When expedited turnaround is genuinely possible

Rush turnaround is available at 30% above the base fee, subject to capacity — and we quote it honestly, which means sometimes declining it. Expedited delivery is genuinely possible when the conditions that normally stretch a timeline are absent: a current valuation date rather than a retrospective one, a single entity, accountant-prepared financial statements already finalised, the complete document set delivered at engagement, and a client and adviser who commit to same-day responses to information requests. Under those conditions an Essential report can be compressed meaningfully and a Comprehensive engagement can land at the front of its range. What rush does not do is compress the scope. The methodologies still get tested, the evidence still gets documented, and the senior reviewer still signs — rush buys priority in the queue, not a lighter file. Where a matter is retrospective, multi-entity or contested, we will say the timetable cannot responsibly be shortened, and explain why.
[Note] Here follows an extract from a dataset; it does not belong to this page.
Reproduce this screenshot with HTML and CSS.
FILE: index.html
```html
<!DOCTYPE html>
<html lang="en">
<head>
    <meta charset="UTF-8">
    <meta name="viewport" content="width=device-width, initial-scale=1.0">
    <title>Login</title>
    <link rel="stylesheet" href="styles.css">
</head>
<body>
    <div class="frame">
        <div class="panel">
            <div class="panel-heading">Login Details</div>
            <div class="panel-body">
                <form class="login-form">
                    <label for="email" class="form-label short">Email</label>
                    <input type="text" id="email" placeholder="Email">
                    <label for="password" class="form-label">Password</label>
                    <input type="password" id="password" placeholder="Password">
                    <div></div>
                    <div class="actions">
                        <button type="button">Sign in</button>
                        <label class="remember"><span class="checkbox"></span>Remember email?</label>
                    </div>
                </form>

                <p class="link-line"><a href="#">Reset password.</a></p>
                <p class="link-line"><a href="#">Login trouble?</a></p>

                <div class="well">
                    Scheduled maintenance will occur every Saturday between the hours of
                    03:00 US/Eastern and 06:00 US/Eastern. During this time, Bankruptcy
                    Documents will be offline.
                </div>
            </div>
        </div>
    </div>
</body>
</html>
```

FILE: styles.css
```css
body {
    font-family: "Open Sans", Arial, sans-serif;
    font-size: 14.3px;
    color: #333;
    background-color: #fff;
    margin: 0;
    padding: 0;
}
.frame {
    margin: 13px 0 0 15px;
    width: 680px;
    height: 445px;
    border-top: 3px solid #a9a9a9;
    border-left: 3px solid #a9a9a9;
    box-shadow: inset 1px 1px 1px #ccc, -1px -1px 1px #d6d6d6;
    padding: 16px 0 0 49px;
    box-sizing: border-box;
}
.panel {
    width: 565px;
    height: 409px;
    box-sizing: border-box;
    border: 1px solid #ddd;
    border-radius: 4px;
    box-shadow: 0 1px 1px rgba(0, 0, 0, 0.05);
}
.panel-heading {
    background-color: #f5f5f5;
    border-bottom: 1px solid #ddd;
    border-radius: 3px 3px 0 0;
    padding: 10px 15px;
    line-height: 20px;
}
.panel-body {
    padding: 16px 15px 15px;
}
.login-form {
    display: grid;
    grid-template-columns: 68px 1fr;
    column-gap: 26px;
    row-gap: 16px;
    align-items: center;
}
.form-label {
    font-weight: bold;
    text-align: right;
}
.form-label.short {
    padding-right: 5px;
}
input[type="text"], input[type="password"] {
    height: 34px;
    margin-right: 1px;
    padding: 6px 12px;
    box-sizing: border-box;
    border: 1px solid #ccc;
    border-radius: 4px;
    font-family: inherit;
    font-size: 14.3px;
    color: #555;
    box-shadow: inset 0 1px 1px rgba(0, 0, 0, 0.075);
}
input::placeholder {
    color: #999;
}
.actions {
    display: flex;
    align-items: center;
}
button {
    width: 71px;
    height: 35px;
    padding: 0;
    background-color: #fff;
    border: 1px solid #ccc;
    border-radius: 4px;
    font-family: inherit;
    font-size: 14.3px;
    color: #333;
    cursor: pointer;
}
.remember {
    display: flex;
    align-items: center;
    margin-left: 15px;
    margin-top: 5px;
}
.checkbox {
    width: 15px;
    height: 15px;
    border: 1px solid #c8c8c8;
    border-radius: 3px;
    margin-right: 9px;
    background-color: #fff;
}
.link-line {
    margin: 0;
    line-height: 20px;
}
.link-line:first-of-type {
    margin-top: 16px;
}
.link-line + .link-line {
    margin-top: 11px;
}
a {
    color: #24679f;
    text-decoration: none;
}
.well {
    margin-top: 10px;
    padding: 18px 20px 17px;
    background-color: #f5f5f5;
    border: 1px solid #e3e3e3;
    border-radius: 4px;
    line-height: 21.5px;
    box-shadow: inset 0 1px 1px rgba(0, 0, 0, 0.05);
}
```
Working to a hard deadline

If there is a hard date — a contract exchange, a lodgment deadline your accountant is managing, a court timetable — tell us at the discovery call, not in week three. We will say plainly whether the tier your matter needs fits the time available. Sometimes the answer is yes, with rush capacity. Sometimes an indicative range can inform the immediate decision while the signed report follows on the standard timetable. And sometimes the deadline and the depth the matter requires are incompatible — in which case we say so and decline the engagement on those terms, rather than sign a file the timetable did not allow us to review properly. One boundary worth stating: the deadline itself — when the CGT event occurs, when the return is due, whether an extension is available — is tax and legal territory. Prismi prepares the independent valuation; your accountant and lawyer manage the dates it has to serve.